Unter Berücksichtigung des Titels der R. 43 EPÜ, wonach diese die Form und den Inhalt der Patentansprüche festlegt, sowie der formalen Anforderungen für Ansprüche in R. 43 (1) bis (2) und (4) bis (7) EPÜ war der Kammer nicht ersichtlich, warum der Wortlaut des ersten Teils der R. 43 (3) EPÜ, wonach die unabhängigen Patentansprüche die wesentlichen Merkmale der Erfindung wiedergeben, im Gegensatz zu allen anderen Bestimmungen der R. 43 EPÜ Erfordernisse definieren sollte, die über die Form und den Inhalt der Ansprüche hinausgehen.
Da außerdem die Patentansprüche nach Art. 84 EPÜ den Gegenstand des Schutzbegehrens definieren ("the matter for which protection is sought"; "l'objet de la demande pour lequel la protection est recherchée"), d.h. den vom Anmelder formulierten Gegenstand, für den ein europäisches Patent beantragt wird, müssen der Kammer zufolge die wesentlichen Merkmale der Erfindung im Sinne von R. 43 (3) EPÜ diejenigen sein, die der Anmelder als wesentlich für den beantragten Patentschutz ansieht, und nicht diejenigen, die die Prüfungsabteilung als ausreichend erachtet, um materiellrechtliche Erfordernisse zu erfüllen.

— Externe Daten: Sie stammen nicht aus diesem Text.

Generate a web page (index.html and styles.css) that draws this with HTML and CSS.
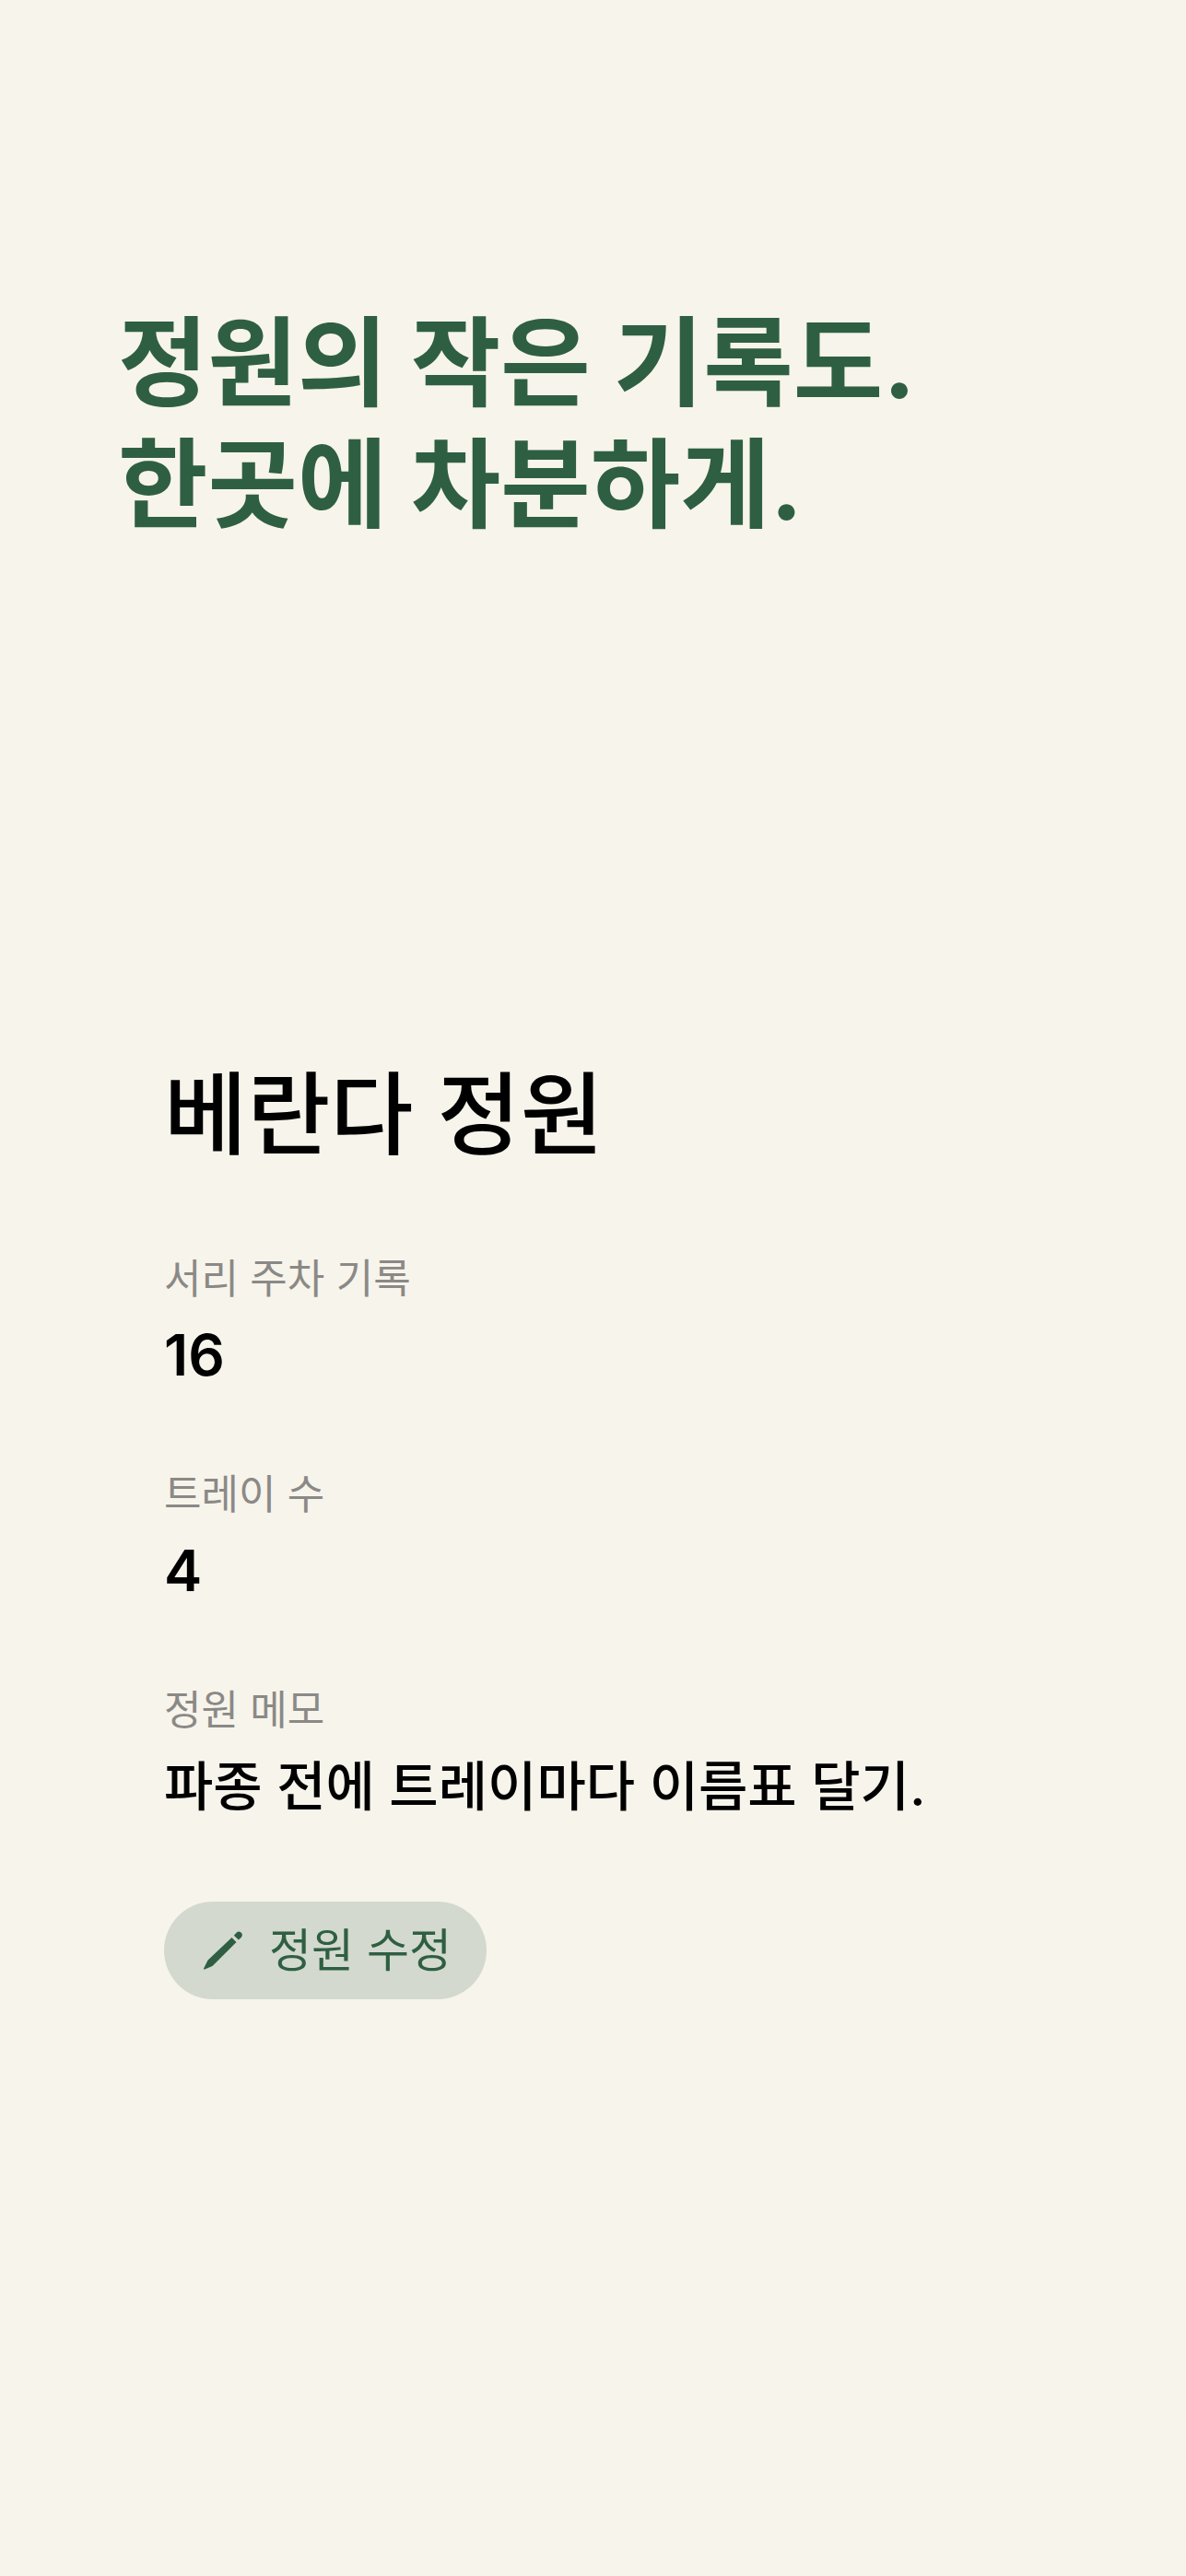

Die Kammer kam daher zu dem Schluss, dass die Zurückweisung durch die Prüfungsabteilung unter Bezugnahme auf Art. 84 EPÜ mit der Begründung, dass Anspruch 1 nicht alle wesentliche Merkmale in Bezug auf das Erreichen einer Glasübergangstemperatur (Tg) von mehr als 60°C für die vernetzte Zusammensetzung enthielt, nicht überzeugend war.